All legs of the supply chain are concerned with ensuring the security of their facility and the verifiability of their data. Because of this, beginning-to-end data management and cybersecurity solutions throughout the supply chain will be a key concern throughout the implementation of the DSCSA regulations in 2018 and beyond.
- Growing use of smart packaging for identification and patient engagement
More and more pharmaceutical packagers are using smart labeling technology —namely radio frequency identification (RFID) and near field communication (NFC) tags— to track products and engage with patients.
- RFID tags for product- and pallet-level identification
In addition to 2D barcodes, RFID tags are increasingly used to track packages and pallets throughout the pharmaceutical supply chain. The main advantage RFID tags have over barcodes is that they eliminate the need for line-of-sight identification. All the goods within a pallet of packaged goods can be identified simultaneously, so long as it is close enough to the RFID reader. Basically, RFID tags allow you to identify entire truckloads worth of packaged product at once, and that information can immediately integrate with your data management software. Beyond ease of identification, RFID labels are extremely difficult to counterfeit — of great import in pharmaceutical packaging.
- NFC tags emerging as leading-edge solution for medication adherence
NFC labels have far-reaching implications in terms of improving medication adherence. Small, programmable NFC tags embedded in labels enable pharmaceutical companies to communicate key information to consumers. Just by tapping their NFC-enabled smartphones to the label, patients can access dosage and usage information in real time from your company’s cloud server. Moreover, you can track interactions with NFC labels, and report on the success of various patient engagement or marketing campaigns.

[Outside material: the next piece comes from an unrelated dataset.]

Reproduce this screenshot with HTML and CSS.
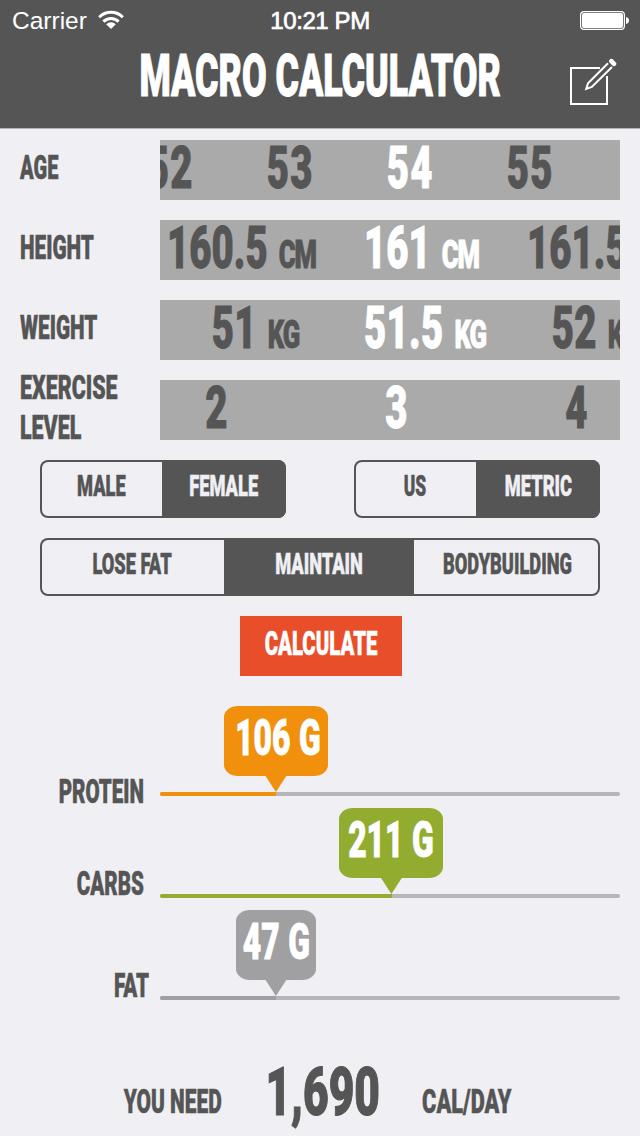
FILE: index.html
```
<!DOCTYPE html>
<html lang="en">
<head>
    <meta charset="UTF-8">
    <meta name="viewport" content="width=device-width, initial-scale=1.0">
    <title>Macro Calculator</title>
    <link rel="stylesheet" href="styles.css">
</head>
<body>
    <header>
        <div class="status-bar">
            <div class="carrier">
                <span>Carrier</span>
                <svg width="26" height="20" viewBox="0 0 26 20" fill="none" stroke="#fff" stroke-width="3">
                    <path d="M1.2 7.2a16.5 16.5 0 0 1 23.6 0"/>
                    <path d="M5.4 11.6a10.7 10.7 0 0 1 15.2 0"/>
                    <path d="M13 19L8.2 14.2a6.8 6.8 0 0 1 9.6 0z" fill="#fff" stroke="none"/>
                </svg>
            </div>
            <div class="time">10:21 PM</div>
            <div class="battery">
                <svg width="50" height="20" viewBox="0 0 50 20">
                    <rect x="0.6" y="0.6" width="43.8" height="17.8" rx="3.4" fill="none" stroke="#fff" stroke-width="1.2"/>
                    <rect x="2" y="2" width="41" height="15" rx="2" fill="#fff"/>
                    <path d="M46 6c2 .4 3 1.6 3 3.5s-1 3.1-3 3.5z" fill="#fff"/>
                </svg>
            </div>
        </div>
        <div class="title-bar">
            <h1><span class="text">Macro Calculator</span></h1>
            <svg class="edit" width="50" height="50" viewBox="0 0 50 50" fill="none" stroke="#fff" stroke-width="2">
                <path d="M33 11H4v36h36V19"/>
                <path d="M41 6.200L21 26.200 19.200 32l5.600-2L45 10"/>
                <path d="M44.400 4.200l2.600 2.600" stroke-width="4.600" stroke-linecap="round"/>
            </svg>
        </div>
    </header>

    <main>
        <!-- Pickers -->
        <div class="row">
            <div class="label"><span class="text age">Age</span></div>
            <div class="picker pick-age">
                <div class="item"><span class="text">52</span></div>
                <div class="item"><span class="text">53</span></div>
                <div class="item selected"><span class="text">54</span></div>
                <div class="item"><span class="text">55</span></div>
            </div>
        </div>
        <div class="row">
            <div class="label"><span class="text height">Height</span></div>
            <div class="picker pick-height">
                <div class="item"><span class="text">160.5<small>cm</small></span></div>
                <div class="item selected"><span class="text">161<small>cm</small></span></div>
                <div class="item"><span class="text">161.5<small>cm</small></span></div>
            </div>
        </div>
        <div class="row">
            <div class="label"><span class="text weight">Weight</span></div>
            <div class="picker pick-weight">
                <div class="item"><span class="text">51<small>kg</small></span></div>
                <div class="item selected"><span class="text">51.5<small>kg</small></span></div>
                <div class="item"><span class="text">52<small>kg</small></span></div>
            </div>
        </div>
        <div class="row">
            <div class="label"><span class="text">Exercise</span><span class="text">Level</span></div>
            <div class="picker pick-level">
                <div class="item"><span class="text">2</span></div>
                <div class="item selected"><span class="text">3</span></div>
                <div class="item"><span class="text">4</span></div>
            </div>
        </div>

        <!-- Options -->
        <div class="options">
            <div class="segments two">
                <button><span class="text">Male</span></button>
                <button class="active"><span class="text">Female</span></button>
            </div>
            <div class="segments two">
                <button><span class="text us">US</span></button>
                <button class="active"><span class="text">Metric</span></button>
            </div>
        </div>
        <div class="segments three">
            <button><span class="text">Lose fat</span></button>
            <button class="active"><span class="text">Maintain</span></button>
            <button><span class="text">Bodybuilding</span></button>
        </div>
        <button class="calculate"><span class="text">Calculate</span></button>

        <!-- Results -->
        <div class="results">
            <div class="result protein">
                <div class="name"><span class="text">Protein</span></div>
                <div class="slider">
                    <div class="bubble" style="left: 25.2%"><span class="text">106 g</span></div>
                    <div class="track"><div class="fill" style="width: 25.2%"></div></div>
                </div>
            </div>
            <div class="result carbs">
                <div class="name"><span class="text">Carbs</span></div>
                <div class="slider">
                    <div class="bubble" style="left: 50.3%"><span class="text">211 g</span></div>
                    <div class="track"><div class="fill" style="width: 50.4%"></div></div>
                </div>
            </div>
            <div class="result fat">
                <div class="name"><span class="text">Fat</span></div>
                <div class="slider">
                    <div class="bubble" style="left: 25.2%"><span class="text">47 g</span></div>
                    <div class="track"><div class="fill" style="width: 25.2%"></div></div>
                </div>
            </div>
        </div>
    </main>

    <footer>
        <div class="need"><span class="text">You need</span></div>
        <div class="total"><span class="text">1,690</span></div>
        <div class="unit"><span class="text">cal/day</span></div>
    </footer>
</body>
</html>
```
FILE: styles.css
```
* {
    box-sizing: border-box;
}
body {
    font-family: Roboto, "Liberation Sans", sans-serif;
    margin: 0;
    width: 640px;
    height: 1136px;
    overflow: hidden;
    background-color: #efeff4;
    color: #555;
}
button {
    font-family: inherit;
    border: none;
    background: none;
    padding: 0;
    color: inherit;
}
/* condensed capitals */
.text {
    --fit: 0.63;
    display: block;
    flex: none;
    font-weight: 900;
    text-transform: uppercase;
    white-space: nowrap;
    transform: scaleX(var(--fit));
    -webkit-text-stroke: 0.5px currentColor;
}

header {
    height: 129px;
    background-color: #555;
    border-bottom: 1px solid #b4b4b7;
    color: white;
}
.status-bar {
    display: grid;
    grid-template-columns: 1fr 120px 1fr;
    height: 40px;
    font: 24px/42px "Liberation Sans", sans-serif;
}
.carrier {
    display: flex;
    padding-left: 12px;
    gap: 11px;
    font-size: 24.5px;
}
.carrier svg {
    margin-top: 10px;
}
.time {
    text-align: center;
    letter-spacing: -0.4px;
    -webkit-text-stroke: 0.7px white;
}
.battery {
    display: flex;
    justify-content: flex-end;
    padding: 11px 10px 0 0;
}
.title-bar {
    display: flex;
    height: 88px;
    padding-left: 73px;
}
h1 {
    display: flex;
    justify-content: center;
    flex: none;
    width: 494px;
    margin: 0;
    font-size: 59px;
    line-height: 72px;
}
h1 .text {
    --fit: 0.606;
    -webkit-text-stroke-width: 1px;
}
.edit {
    flex: none;
    margin-top: 17px;
}

main {
    padding: 11px 20px 0;
}
.row {
    display: flex;
    height: 60px;
    margin-bottom: 20px;
}
.label {
    display: flex;
    flex-direction: column;
    justify-content: center;
    flex: none;
    width: 140px;
    margin: -11px 0 -4px;
    font-size: 34px;
    line-height: 40px;
}
.label .text {
    transform-origin: left;
}
.label .age {
    --fit: 0.59;
}
.label .height, .label .weight {
    --fit: 0.61;
}
.picker {
    display: flex;
    flex: 1;
    min-width: 0;
    overflow-x: clip;
    background-color: #aaa;
    font-size: 59px;
    line-height: 56px;
}
.item {
    display: flex;
    justify-content: center;
    flex: none;
    width: 180px;
}
.item .text {
    --fit: 0.65;
    letter-spacing: 2px;
    -webkit-text-stroke-width: 0.9px;
}
.item small {
    font-size: 39.5px;
    letter-spacing: -1.5px;
    margin-left: 17px;
}
.item.selected {
    color: white;
}
.pick-age .item {
    width: 120px;
}
.pick-age .item:first-child {
    margin-left: -50px;
}
.pick-height .item:first-child {
    margin-left: -8px;
}
.pick-height .text {
    letter-spacing: 0;
}
.pick-weight .item {
    width: 170px;
}
.pick-weight .item:first-child {
    margin-left: 10px;
}
.pick-weight .text {
    letter-spacing: 0.5px;
}
.pick-level .item:first-child {
    margin-left: -33px;
}

.options {
    display: flex;
    justify-content: space-between;
    margin: 0 20px 20px;
}
.segments {
    display: grid;
    height: 58px;
    border-radius: 8px;
    box-shadow: inset 0 0 0 2px #555;
    overflow: hidden;
}
.segments.two {
    grid-template-columns: 122px 124px;
}
.segments.three {
    grid-template-columns: 184px 190px 186px;
    margin: 0 20px;
}
.segments button {
    display: flex;
    justify-content: center;
    font-size: 29.5px;
    line-height: 52px;
}
.segments .text {
    --fit: 0.618;
}
.segments .active {
    background-color: #555;
    color: #efeff4;
}
.segments .us {
    --fit: 0.59;
}
.calculate {
    display: flex;
    justify-content: center;
    width: 162px;
    height: 60px;
    margin: 20px 0 0 220px;
    background-color: #e84e29;
    color: white;
    font-size: 34px;
    line-height: 55px;
}
.calculate .text {
    --fit: 0.6;
}

.results {
    margin-top: 30px;
}
.result {
    display: flex;
    align-items: flex-end;
    height: 90px;
    margin-bottom: 12px;
}
.name {
    display: flex;
    justify-content: flex-end;
    width: 140px;
    padding-right: 16px;
    margin-bottom: -5px;
    font-size: 34px;
    line-height: 40px;
}
.name .text {
    --fit: 0.605;
    transform-origin: right;
}
.protein .name {
    margin-bottom: -15px;
}
.fat .name {
    padding-right: 11px;
}
.slider {
    position: relative;
    flex: 1;
}
.track {
    height: 4px;
    border-radius: 2px;
    overflow: hidden;
    background-color: #b6b6b8;
}
.fill {
    height: 4px;
    background-color: var(--color);
}
.bubble {
    position: absolute;
    bottom: 20px;
    display: flex;
    justify-content: center;
    width: 104px;
    height: 70px;
    border-radius: 14px / 11px;
    transform: translateX(-50%);
    background-color: var(--color);
    color: white;
    font-size: 50.5px;
    line-height: 63px;
}
.bubble::after {
    content: "";
    position: absolute;
    top: 69px;
    left: calc(50% - 11px);
    width: 22px;
    height: 17px;
    background-color: var(--color);
    clip-path: polygon(0 0, 100% 0, 50% 100%);
}
.bubble .text {
    --fit: 0.63;
    word-spacing: 1px;
    -webkit-text-stroke-width: 0.9px;
}
.protein {
    --color: #f0900c;
}
.protein .bubble {
    padding-left: 3px;
}
.carbs {
    --color: #92ac30;
}
.fat {
    --color: #a0a0a2;
}
.fat .bubble {
    width: 80px;
}

footer {
    display: flex;
    margin-top: 65px;
    padding-left: 99px;
    font-size: 34px;
    line-height: 72px;
}
footer div {
    display: flex;
    justify-content: center;
}
footer .need {
    width: 147px;
}
footer .total {
    width: 153px;
    font-size: 67px;
    line-height: 55px;
}
footer .unit {
    width: 135px;
}
footer .need .text {
    --fit: 0.615;
}
footer .total .text {
    --fit: 0.66;
    -webkit-text-stroke-width: 1.2px;
}
footer .unit .text {
    --fit: 0.64;
}
```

- Accountability of pharmaceutical packaging manufacturers
Accountability will be key in 2018. By the end of 2018, every package and homogenous case that leaves your facility must be uniquely identified with an SNI — and you must be able to trace each package’s progression throughout your facility with the utmost accuracy.
While there are many factors to consider as your organization gears up to meet these deadlines —from choosing enterprise-level considerations all the way down to upgrading legacy equipment, and everything in between— it’s important not to lose sight of the employees who will be running your serialization implementation strategy day to day. After all, the quality of your labels and packaging will only be as good as the employees producing it.
As regulations change, tried-and-true standards like the FDA’s current good manufacturing principles (cGMPs) and International Standards Organization (ISO) 13485 will go a long way in ensuring every label, package and pallet that leaves your facility is made to the highest quality.
Training, buy-in and quality management will be key to your organization’s success as it attempts to put processes in place to ensure total traceability of every product that cycles through your facility. With the right strategy, quality management system and comprehensive training plan, you should be able to complete any verification requests your facility receives.
Looking forward, pharmaceutical packagers want to be at the leading edge of label technology, quality management, employee training and serialization. Not only will leading the pack on this charge help you achieve compliance in the coming year—it also offers you a competitive advantage in cross-organizational collaboration up and down the supply chain for years to come.